In 1626, John Speed's A Prospect of the Most Famous Parts of the World was published with conflicting depictions of Korea.  This was not uncommon as maps for the same atlas were often engraved in different years, by different engravers, and based on the work of different cartographers.  On Speed's map of China, Korea is presented as an elongated island in the Teixeira form.  Speed's map of Asia, however, depicts Korea as an elongated peninsula, without a bulge in the center, and adjacent to Japan, which appears in the same form as on the map of China.  In contrast, Speed's map of the world, based in part on William Grent's map, presents Korea as an island, although much less elongated in shape.  Speed's only other map to depict Korea is his map of Tartary, which also shows Korea as an island, and although the island is partially obscured by the title cartouche, it does appear to be quite elongated.  On his four maps that depict Korea, all published in the same atlas in the same year, Speed includes three distinct versions of Korea.  It was left up to the reader to decide which version he or she preferred.
Maps in 1626 edition of John Speed's A Prospect of the Most Famous Parts of the World:
Top: A New and Accurat Map of the World
Bottom left: Asia with the Islands Idioyning
Bottom right: The Kingdome of China Newly Augmented
 
It is interesting to note that the cartographic depiction of Korea did not progress in a linear fashion.  The various forms of Korea  -- whether as a peninsula, an island, or completely omitted -- appeared simultaneously throughout the late 16th and much of the 17th centuries.  And although there were predominant shapes for the island form, these were also interspersed, driven by whose work was being copied rather than new geographic information that was being introduced.  It is not known exactly how Korea was first mistakenly identified as an island, but one leading theory does provide insights.  The Portuguese Jesuits typically had access to Chinese and Japanese-made maps, and occasionally to Korean-made maps that had been acquired by the Chinese or Japanese.  In some of these maps, the two rivers (Yalu and Tumen) that serve as the border between China and Korea are so exaggerated that Korea could be mistaken for an island.  With the language barrier and an absence of Western surveys of the Korean coastline, it is conceivable that the Portuguese could misinterpret these maps made by Far Easterners.  Another compelling clue is the fact that many of the maps that depict Korea in an insular form show it separated from mainland China in the north by a very narrow strait.
 
Finally in the 1650s new cartographic information became available to dispel the myth of Korea as an island.  The first came from Jesuit Father Martino Martini, who traveled through China between 1642 and 1651.  Martini published Bellum Tartaricum in 1654, which included a map of China and Korea, and collaborated with Joan Blaeu on Novus Atlas Sinensis, part of volume 10 of the Atlas Maior and first published in 1655.  Due to Martini's access to Chinese maps during his travels, he succeeded in producing very accurate maps of Japan, China, and their provinces, as well as confirming that Korea was a peninsula.  The second important account came from Hendrick Hamel, a Dutchman who shipwrecked on Jeju Island in South Korea in 1653 while on board a ship owned by the Dutch East India Company ship, which was headed to Japan.  Hamel and dozens of other crewmembers survived the crash and were held captive by Koreans.  Although most of the crewmembers perished, Hamel survived 13 years in Korea until he escaped to Nagasaki in 1666 with the remaining 7 crewmembers.  Hamel wrote about his experience in Korea in Journal and a Description of the Kingdom of Korea, which was first published in 1668.  Hamel's account was the most comprehensive, first-hand information on Korea that had ever reached Europe.  Although his journal did not contain maps, he included geographical information in his writing that influenced cartographers for many decades.

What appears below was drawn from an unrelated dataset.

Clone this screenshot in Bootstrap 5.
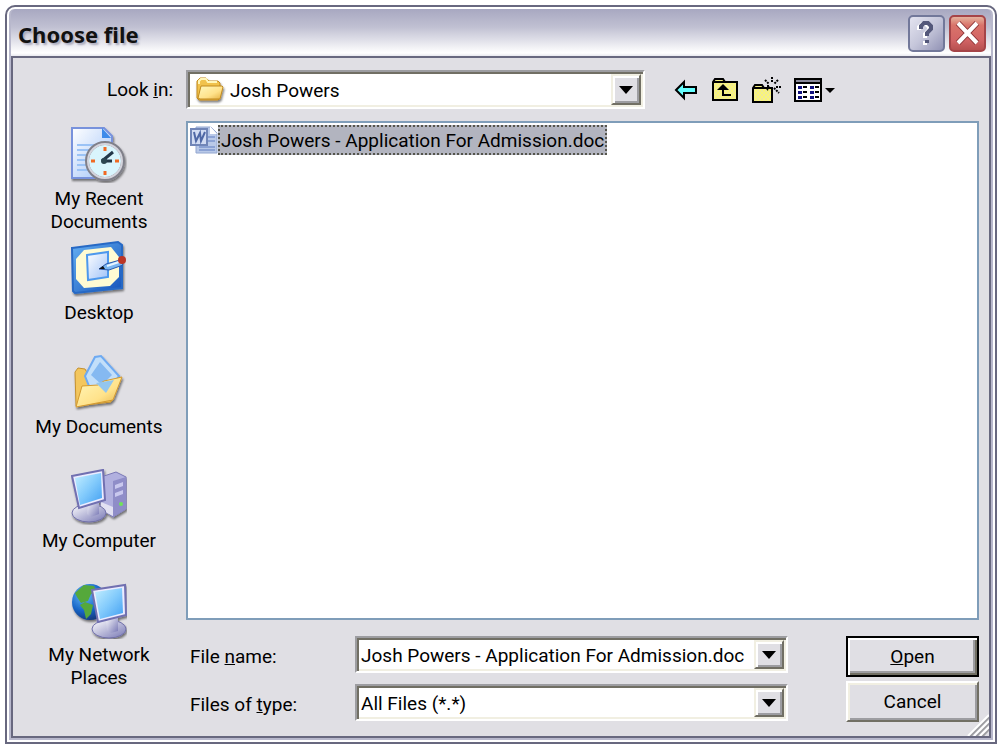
<!DOCTYPE html>
<html lang="en">
<head>
<meta charset="utf-8">
<meta name="viewport" content="width=device-width, initial-scale=1">
<title>Choose file</title>
<link href="https://cdn.jsdelivr.net/npm/bootstrap@5.3.0/dist/css/bootstrap.min.css" rel="stylesheet">
<style>
:root{--face:#e0dfe4;--edge:#68687f;--silver:#b8b8cc;--shade:#9d9da1;--dark:#716f64;--cream:#f1efe2}
body{background:#fff;font-family:Roboto,"Liberation Sans",sans-serif;font-size:19px;line-height:23px;color:#000;padding:5px 7px 2px 5px}
.dialog{background:linear-gradient(#a5a5bf 0,#c0c0d2 20px,#fff 46px,#d3d3df 52px);border:2px solid var(--edge);border-radius:10px 10px 0 0;box-shadow:inset 0 2px #fff,inset 2px 0 #fff,inset -2px 0 #fff,inset 0 -2px #fff,inset 4px 0 var(--silver),inset -4px 0 var(--silver),inset 0 -4px var(--silver)}
.title-bar{height:49px;padding:4px 9px 0 11px}
.title-bar h1{font:bold 22px/26px "Noto Sans","Open Sans",sans-serif;color:#111;text-shadow:2px 2px 2px #aaaabb}
.cap-btn{width:37px;height:37px;padding:0;border:2px solid #72789a;border-radius:5px;background:linear-gradient(135deg,#e4e4f0,#c5c6da 50%,#9293b5)}
.cap-close{border-color:#a54448;background:linear-gradient(#e5b29d 0,#d9736a 25%,#d26465 70%,#b75050)}
.client{margin:0 4px 4px;background:var(--face);border:2px solid var(--edge);padding:12px 10px 14px 12px;position:relative}
.side{width:148px;margin-right:13px}
.places{padding-top:6px}
.side-label{text-align:right}
.place{display:block;min-height:114px;color:#000;text-decoration:none;text-align:center}
.place svg{display:block;margin:0 auto 4px}
.combo{background:#fff;border:2px solid;border-color:var(--shade) #fff #fff var(--shade);box-shadow:inset 2px 2px var(--dark),inset -2px -2px var(--cream);padding:2px}
.combo select,.combo input{appearance:none;border:0;background:none;outline:0;padding:2px 2px 0;min-width:0;color:#000}
.combo.look select{padding-left:4px}
.drop{width:30px;padding:0;border:2px solid;border-color:var(--cream) var(--dark) var(--dark) var(--cream);box-shadow:inset 2px 2px #fff,inset -2px -2px var(--shade);background:var(--face)}
.look{width:459px;height:39px}
.field{height:37px}
.fields{gap:11px}
.field-label{width:169px;padding:3px 0 0 4px}
.tool{border:0;background:none;padding:0}
.files{background:#fff;border:2px solid #7f9db9;min-height:499px;padding:2px}
.file-name{background:#b2b4bf;border:2px dotted #55554c;padding:0 1px;height:30px;line-height:28px}
.push{height:41px;border:2px solid;border-color:#fff var(--dark) var(--dark) #fff;box-shadow:inset 2px 2px var(--cream),inset -2px -2px var(--shade);background:var(--face);padding:0}
.push-default{border-color:#000;box-shadow:inset 2px 2px #fff,inset -2px -2px var(--dark),inset -4px -4px var(--shade)}
.actions{width:133px;margin-left:58px}
.grip{position:absolute;right:0;bottom:0}
</style>
</head>
<body class="min-vh-100">
<svg width="0" height="0" class="position-absolute" aria-hidden="true"><defs>
<linearGradient id="paper" x2="1" y2="1"><stop stop-color="#fff"/><stop offset="1" stop-color="#9fc2f8"/></linearGradient>
<linearGradient id="screen" x2="1" y2="1"><stop stop-color="#c4efff"/><stop offset=".5" stop-color="#83cbfc"/><stop offset="1" stop-color="#429ff2"/></linearGradient>
<linearGradient id="blue" x2="1" y2="1"><stop stop-color="#65b0f2"/><stop offset="1" stop-color="#1553bb"/></linearGradient>
<linearGradient id="gold" x2="1" y2="1"><stop stop-color="#fff8bd"/><stop offset=".6" stop-color="#ffe28a"/><stop offset="1" stop-color="#e4af3e"/></linearGradient>
<linearGradient id="metal" x2="1" y2="1"><stop stop-color="#fff"/><stop offset="1" stop-color="#7676b4"/></linearGradient>
<radialGradient id="sea" cx=".35" cy=".3" r=".75"><stop stop-color="#66bdf8"/><stop offset=".6" stop-color="#1866c8"/><stop offset="1" stop-color="#113477"/></radialGradient>
<pattern id="dither" width="4" height="4" patternUnits="userSpaceOnUse"><path fill="#fbf774" d="M0 0h4v4H0z"/><path fill="#efe99a" d="M0 0h2v2H0zM2 2h2v2H2z"/></pattern>
<filter id="soft" x="-20%" y="-20%" width="150%" height="150%"><feDropShadow dx="1" dy="2" stdDeviation="1" flood-opacity=".5"/></filter>
</defs></svg>

<main class="dialog d-flex flex-column">
  <header class="title-bar d-flex align-items-center">
    <h1 class="m-0 me-auto">Choose file</h1>
    <button class="cap-btn me-1" aria-label="Help"><svg class="d-block" width="33" height="33" viewBox="0 0 33 33" fill="none"><path d="M11 12V9l3-3h4l3 3v3l-4 4v4m0 3v4" transform="translate(-2 1)" stroke="#fff" stroke-width="4"/><path d="M11 12V9l3-3h4l3 3v3l-4 4v3m0 4v3" stroke="#54587a" stroke-width="4"/></svg></button>
    <button class="cap-btn cap-close" aria-label="Close"><svg class="d-block" width="33" height="33" viewBox="0 0 33 33"><path d="M7 6l19 20M26 6L7 26" stroke="#8d3437" stroke-width="6"/><path d="M7 6l19 20M26 6L7 26" stroke="#fff" stroke-width="4"/></svg></button>
  </header>
  <form class="client" onsubmit="return false">
    <div class="d-flex align-items-center">
      <label class="side side-label" for="look">Look <u>i</u>n:</label>
      <div class="combo look d-flex">
        <svg class="align-self-center ms-1" width="32" height="28" viewBox="0 0 32 28" filter="url(#soft)"><path d="M3 22V5l3-3h6l3 3h9l2 2v15l-2 2H5z" fill="#f1c24d" stroke="#c18a20"/><path d="M4 22l3-12h21l1 1-3 12H6z" fill="url(#gold)" stroke="#c18a20"/><path d="M5 8V5l2-2h5l2 3h9" fill="none" stroke="#fff6b9" stroke-width="2"/></svg>
        <select id="look" class="flex-grow-1"><option>Josh Powers</option></select>
        <span class="drop d-flex align-items-center justify-content-center"><svg width="14" height="8"><path d="M0 0h14L7 8z"/></svg></span>
      </div>
      <div class="d-flex align-items-center ms-4 ps-1">
        <button class="tool" aria-label="Back"><svg class="d-block" width="26" height="28" viewBox="0 0 26 28"><path d="M3 14l8-8v5h12v6H11v5z" fill="#6ff" stroke="#000" stroke-width="2"/></svg></button>
        <button class="tool ms-2 ps-1" aria-label="Up one level"><svg class="d-block" width="28" height="28" viewBox="0 0 28 28"><path d="M2 24V6l2-3h8l2 3h12v18z" fill="url(#dither)" stroke="#000" stroke-width="2"/><path d="M3 6h11" stroke="#000" stroke-width="2"/><path d="M20 19h-8v-8" fill="none" stroke="#000" stroke-width="2"/><path d="M6 14l6-6 6 6z"/></svg></button>
        <button class="tool ms-2 ps-1" aria-label="New folder"><svg class="d-block" width="30" height="28" viewBox="0 0 30 28"><path d="M2 26V12l2-3h7l2 3h8v14z" fill="url(#dither)" stroke="#000" stroke-width="2"/><path d="M2 12h12" stroke="#000" stroke-width="2"/><path d="M21 1v6m0 6v4M14 4l4 4m5 4l5 5m-1-13l-4 4m-4 3l-3 3m9-3h5m-14-1h3" stroke="#000" stroke-width="2" stroke-dasharray="2 1"/></svg></button>
        <button class="tool ms-2 ps-1" aria-label="View menu"><svg class="d-block" width="42" height="28" viewBox="0 0 42 28"><path d="M2 3h26v22H2z" fill="#fff" stroke="#000" stroke-width="2"/><path d="M3 4h24v2H3z" fill="#889"/><path d="M2 7h26" stroke="#000" stroke-width="2"/><path d="M5 10h4v3H5zm0 5h4v3H5zm0 5h4v3H5zM17 10h4v3h-4zm0 5h4v3h-4zm0 5h4v3h-4z" fill="#10107f"/><path d="M10 11h4m-4 5h4m-4 5h4m8-10h4m-4 5h4m-4 5h4" stroke="#000" stroke-width="2"/><path d="M32 12h10l-5 5z"/></svg></button>
      </div>
    </div>

    <div class="d-flex mt-2 pt-1">
      <nav class="side places" aria-label="Places">
        <a class="place" href="#"><svg width="56" height="56" viewBox="0 0 56 56"><g filter="url(#soft)"><path d="M1 1h32l8 8v42H1z" fill="url(#paper)" stroke="#7892dc" stroke-width="2"/><path d="M31 1v10h9z" fill="#3c8bea"/><path d="M6 18h24M6 23h20M6 28h16M6 33h14M6 38h14M6 43h16" stroke="#9bc3f6" stroke-width="2"/><circle cx="34" cy="34" r="18" fill="#d9f5fd" stroke="#80808a" stroke-width="4"/><circle cx="34" cy="34" r="17" fill="none" stroke="#d4d4dd" stroke-width="2"/></g><path d="M34 20v4m0 20v4M20 34h4m20 0h4" stroke="#f06a24" stroke-width="3"/><path d="M31 34l11-9M33 34h8" stroke="#233849" stroke-width="3"/><circle cx="33" cy="34" r="3" fill="#2c4651"/></svg>My Recent<br>Documents</a>
        <a class="place" href="#"><svg width="56" height="56" viewBox="0 0 56 56"><g filter="url(#soft)"><path d="M1 7l46-6 4 3v43L4 52l-2-2z" fill="url(#blue)" stroke="#2869c5" stroke-width="2"/><path d="M13 9l27-3 8 10v20l-9 9-26 2-8-9V18z" fill="#fffbd3"/><path d="M16 14l21-3v25l-20 3z" fill="url(#paper)" stroke="#4d98ed" stroke-width="2"/></g><path d="M28 28l7-5 14-4 3 5-14 5z" fill="#79b6f1" stroke="#2859ad"/><path d="M36 25l12-4" stroke="#e6f5ff" stroke-width="2"/><path d="M28 28l4-3 2 3z" fill="#111"/><circle cx="51" cy="19" r="4" fill="#bb3525"/></svg>Desktop</a>
        <a class="place" href="#"><svg width="56" height="56" viewBox="0 0 56 56"><g filter="url(#soft)"><path d="M5 51L4 17l3-4 7 1 4 7 27 4-5 22z" fill="#f3c65d" stroke="#c5912e"/><path d="M14 21L24 2l6-1 18 20-13 18-17-8z" fill="#c2dffa" stroke="#6eaaf2" stroke-width="2"/><path d="M20 20L29 7l12 13-10 10z" fill="#85b9f1"/><path d="M5 52l6-21 16-1 6-4 18-4-9 23z" fill="url(#gold)" stroke="#d49a30"/></g><path d="M25 28l18-3-8 13z" fill="#93c6ee"/></svg>My Documents</a>
        <a class="place" href="#"><svg width="56" height="56" viewBox="0 0 56 56"><g filter="url(#soft)"><path d="M30 8l15-5 10 5v32l-13 8-12-8z" fill="#b1b0df" stroke="#7b79b7"/><path d="M42 12l13-4v32l-13 8z" fill="#8f8dc8"/><path d="M44 16l8-3v4l-8 3zm0 8l8-3v4l-8 3z" fill="#c9c8ee"/><path d="M30 33l12 5v9l-12-6z" fill="#e2e1f2"/><circle cx="50" cy="35" r="2" fill="#71e359"/><ellipse cx="18" cy="44" rx="17" ry="9" fill="url(#metal)" stroke="#7170aa"/><path d="M17 34l11-3v14l-8 3-4-3z" fill="url(#metal)"/><path d="M1 7l31-6 2 30-26 8z" fill="#ececff" stroke="#7170b1" stroke-width="2"/><path d="M4 9l26-5 1 25-22 7z" fill="url(#screen)"/></g></svg>My Computer</a>
        <a class="place" href="#"><svg width="56" height="56" viewBox="0 0 56 56"><g filter="url(#soft)"><circle cx="19" cy="19" r="18" fill="url(#sea)"/><path d="M4 10l9-8 10 1 3 6-6 2-3 7-7 2-4-6zm10 9l8 3-2 9-5 5-2-9-4-5z" fill="#55a83a"/><ellipse cx="38" cy="46" rx="17" ry="9" fill="url(#metal)" stroke="#7170aa"/><path d="M35 35l12-2v15l-7 2-4-3z" fill="url(#metal)"/><path d="M21 7l33-5 1 30-28 7z" fill="#ececff" stroke="#7170b1" stroke-width="2"/><path d="M24 9l27-4 1 25-23 6z" fill="url(#screen)"/></g></svg>My Network<br>Places</a>
      </nav>
      <div class="flex-grow-1">
        <div class="files" role="listbox" aria-label="Files">
          <div class="d-flex" role="option" aria-selected="true">
            <svg width="28" height="30" viewBox="0 0 28 30"><path d="M6 2h15l6 6v20H6z" fill="#b9c9e8" stroke="#92a6d0"/><path d="M20 1l7 8h-7z" fill="#fff"/><path d="M17 12h8m-8 4h8M9 22h16m-16 3h16" stroke="#8ba2d4" stroke-width="2"/><path d="M1 4h16v16H1z" fill="#d2dcf3" stroke="#7186b8" stroke-width="2"/><path d="M4 7l2 9 4-8 1 8 4-9" fill="none" stroke="#4f68a6" stroke-width="2"/></svg>
            <span class="file-name">Josh Powers - Application For Admission.doc</span>
          </div>
        </div>
        <div class="d-flex mt-3">
          <div class="fields flex-grow-1 d-flex flex-column">
            <div class="d-flex align-items-center">
              <label class="field-label" for="fname">File <u>n</u>ame:</label>
              <div class="combo field flex-grow-1 d-flex">
                <input id="fname" class="flex-grow-1" value="Josh Powers - Application For Admission.doc">
                <button class="drop d-flex align-items-center justify-content-center" aria-label="Recent names"><svg width="14" height="8"><path d="M0 0h14L7 8z"/></svg></button>
              </div>
            </div>
            <div class="d-flex align-items-center">
              <label class="field-label" for="ftype">Files of <u>t</u>ype:</label>
              <div class="combo field flex-grow-1 d-flex">
                <select id="ftype" class="flex-grow-1"><option>All Files (*.*)</option></select>
                <span class="drop d-flex align-items-center justify-content-center"><svg width="14" height="8"><path d="M0 0h14L7 8z"/></svg></span>
              </div>
            </div>
          </div>
          <div class="actions d-flex flex-column gap-1">
            <button class="push push-default"><u>O</u>pen</button>
            <button class="push">Cancel</button>
          </div>
        </div>
      </div>
    </div>
    <svg class="grip" width="22" height="22"><path d="M3 22L22 3M9 22L22 9M15 22l7-7" stroke="#9d9da1" stroke-width="3"/><path d="M1 22L22 1M7 22L22 7M13 22l9-9" stroke="#fff" stroke-width="2"/></svg>
  </form>
</main>
<script src="https://cdn.jsdelivr.net/npm/bootstrap@5.3.0/dist/js/bootstrap.bundle.min.js"></script>
</body>
</html>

Jan Jansson & Jan van Loon, Imperii Sinarum Nova Descriptio, 1656. (Copied from Blaeu's map of the same title published in 1654.)
The results of these new accounts made a big impact on cartography.  The shape of the peninsula was still far from accurate and there was an absence of geographic information regarding the interior of Korea, yet the "island" myth was slowly dispelled.  Of course even a few maps published in the early 18th century still depicted Korea as an island, due to lazy (and often unscrupulous) copying of earlier maps.  Further updates to the mapping of Korea did not occur until Jean Baptiste Bourguignon d'Anville's map of Korea was published in 1735, finally showing a correct outline for the country and more detail in the interior.  By this time, the idea of an insular Korea was a distant memory.  Yet ironically, the term "insular" - albeit the non-geographical definition - is commonly associated with North Korea to this day.
 
 
References:
 
Baynton-Williams, Ashley, "Korea as an Island," MapForum, Issue 8, London, 2005.
 
Kazutaka, Unno, "European Cartography of Korea in the Sixteenth and Seventeenth Centuries," Journal of the Korean History of Science Society, Vol. 9, No. 1, Seoul, Korea, 1987.
 
Savenije, Henny, "Korea in Western Cartography," Korean Culture Vol. 21 No. 1, Los Angeles, CA, 2000.
 
Shirley, Rodney W., The Mapping of the World, The Holland Press Limited, Otley, England, 1987.
 
Short, John Rennie, Korea: A Cartographic History, Chicago, IL, 2012.
 
Sung-hwa, Cheong & Lee Kihan, "A Study of 16th-Century Western Books on Korea: The Birth of an Image," Korean Historical Review, Seoul, Korea, 1999.
 
Yeo, Julie, Mapping the Continent of Asia, Antiques of the Orient Pte. Ltd., Singapore, 1994.